Она выдвинула ящик гримировочного столика и, вынув пожелтевшую от времени бумагу, протянула фон Бекку.
– Что это? – забирая бумагу, удивился полицейский консультант.
– Письмо Саши Ромейко к Константину Коровину. Фельетонистка еще в стойбище его написала, когда отстала от поезда, попала к самоедам и родила сына. Саша Ромейко была больна и упросила парня и девушку из местных отправиться в Архангельск, куда вот-вот должен был приехать на этюды Коровин. Она умоляла передать художнику это письмо. Саша надеялась, что ее и ребенка спасут, но покинувшие стойбище Илья Ардеев и Валентина так и не отдали Коровину письмо. Они прельстились предложенной художником поездкой на Нижегородскую ярмарку и побоялись, что из-за больной Коровин не возьмет их на Большую землю. Так, во всяком случае, объяснила Валентина, когда сын Саши Ромейко разыскал ее и постучался в дверь. Всю жизнь Ардеева казнила себя за сделанную подлость и, когда призрак из прошлого явился к ней, отдала письмо. Артем передал письмо мне. Сказал, у меня надежнее, вдруг с ним что-нибудь случится? Артем мне доверял. А я его предала.
– Каким же образом вы его предали?
– Согласилась стать невестой Петра Петровича Гурко и помочь избавиться от Артема – упрятать в тюрьму или в психушку. До появления юноши Гурко жил на деньги князя Владимира и сильно обеспокоился, когда прямой наследник богатств князей Соколинских – Гурко – Ромейко прибыл из Архангельска. У нас в цирке они появились почти одновременно – сперва Артем, а буквально на следующий день – Петр Петрович. Гурко ходил на все представления, засыпал меня подарками, предложил мне руку и сердце и рассказал, кто такой на самом деле Артем Пузырев. Говорил, что, если мы устраним сына Александры Ромейко и князя Соколинского, мы будем сказочно богаты. И я подумала, что надо соглашаться, что такой шанс выпадает только раз в жизни. Я подружилась с Артемом, и Пузырев оказался странным, искренним и милым. Он считал, что над миром властвуют силы природы – духи. И что духов можно обмануть, изменив имя.

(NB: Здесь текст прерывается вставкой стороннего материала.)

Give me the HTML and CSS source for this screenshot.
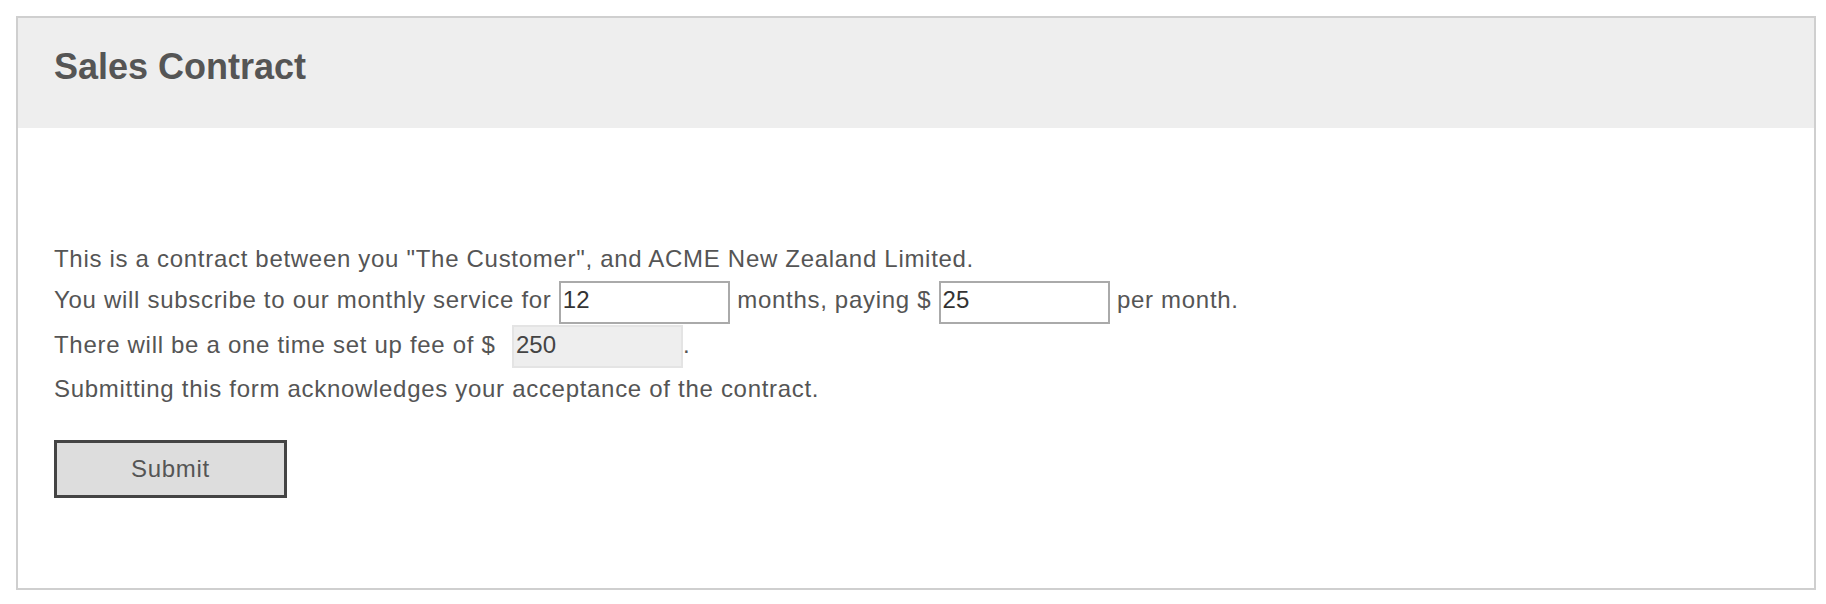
FILE: index.html
```html
<!DOCTYPE html>
<html lang="en">
<head>
  <meta charset="UTF-8" />
  <meta name="viewport" content="width=device-width, initial-scale=1" />
  <title>Sales Contract</title>
  <link rel="stylesheet" href="styles.css">
</head>
<body>

  <div class="card">
    <header class="card-header">
      <h1>Sales Contract</h1>
    </header>

    <form class="card-body" id="contractForm">
      <p class="contract">
        This is a contract between you "The Customer", and ACME New Zealand Limited.<br />
        You will subscribe to our monthly service for <input type="text" id="months" value="12" /> months, paying $ <input type="text" id="monthly" value="25" /> per month.<br />
        There will be a one time set up fee of $ <input type="text" id="setupFee" value="250" disabled />.<br />
        Submitting this form acknowledges your acceptance of the contract.
      </p>

      <button type="submit">Submit</button>
    </form>
  </div>

</body>
</html>
```

FILE: styles.css
```css
body { font-family: "Liberation Sans", Arial, sans-serif; margin: 16px 10px 16px 16px; background: white; }
.card {
  border: 2px solid #cfcfcf;
  box-shadow: 0 0 3px rgba(0,0,0,0.08);
}
.card-header { background: #eee; padding: 28px 36px 40px; }
.card-header h1 {
  margin: 0; font-size: 36px; line-height: 42px;
  font-weight: bold; color: #555;
}
.card-body { padding: 110px 36px 90px; }
.contract {
  margin: 0; font-size: 24px; line-height: 41px; color: #555;
  letter-spacing: 0.7px;
}
.contract input {
  font-family: inherit; font-size: 24px; color: #333;
  width: 171px; height: 43px; box-sizing: border-box;
  padding: 0 2px 4px; margin: 0;
  border: 2px solid #aaa; vertical-align: baseline;
}
.contract input:disabled {
  background: #eee; border-color: #e4e4e4; color: #444;
  margin-left: 9px;
}
button {
  font-family: inherit; font-size: 24px; color: #555;
  letter-spacing: 0.7px;
  background: #ddd; border: 3px solid #444;
  width: 233px; height: 58px; margin-top: 31px;
  cursor: pointer; display: block;
}
```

– Это верования многих первобытных народов, – важно кивнул фон Бекк.
– Предрассудки Артема зашли еще дальше и приняли осовремененный вид. Артем захотел обмануть духов, не ставя об этом в известность спасаемого, а просто подкинув его паспорт кому-то еще. Парень вбил себе в голову, что духи вредят Савве Мамонтову, художнику Коровину и его дорогому дядюшке, Петру Петровичу Гурко, которых мать Артему показывала на обратной стороне эскиза Врубеля к шестикрылому серафиму. Начать спасательную операцию Пузырев решил с Саввы Мамонтова и попросил меня выкрасть паспорт. Я рассказала об этом Петру Петровичу, и Гурко придумал забрать из лечебницы Усольцева знакомого душевнобольного, журналиста Кузьму Оглоблина, чтобы тот удавил какого-нибудь пьяного и подкинул покойнику паспорт Мамонтова. А отвечал бы за убийство Артем.
– Отчего же Артем?
– Пузырев обязательно признался бы в убийстве, полагая, что духи покарали человека, который стал называться Саввой Мамонтовым. Артем сам мне так сказал. А я рассказала Гурко. Ведь вы же вышли на Артема, и, когда бы его задержали, Пузырев стал бы рассказывать вам про духов. Или просто бы сказал, что это он убил. А Гурко только этого и добивался. Следующим в очереди на спасение должен был стать художник Коровин. Артем заказал карманнику из тех, что крутятся у цирка, вытащить паспорт Коровина, да карманник отчего-то не пришел в назначенное место.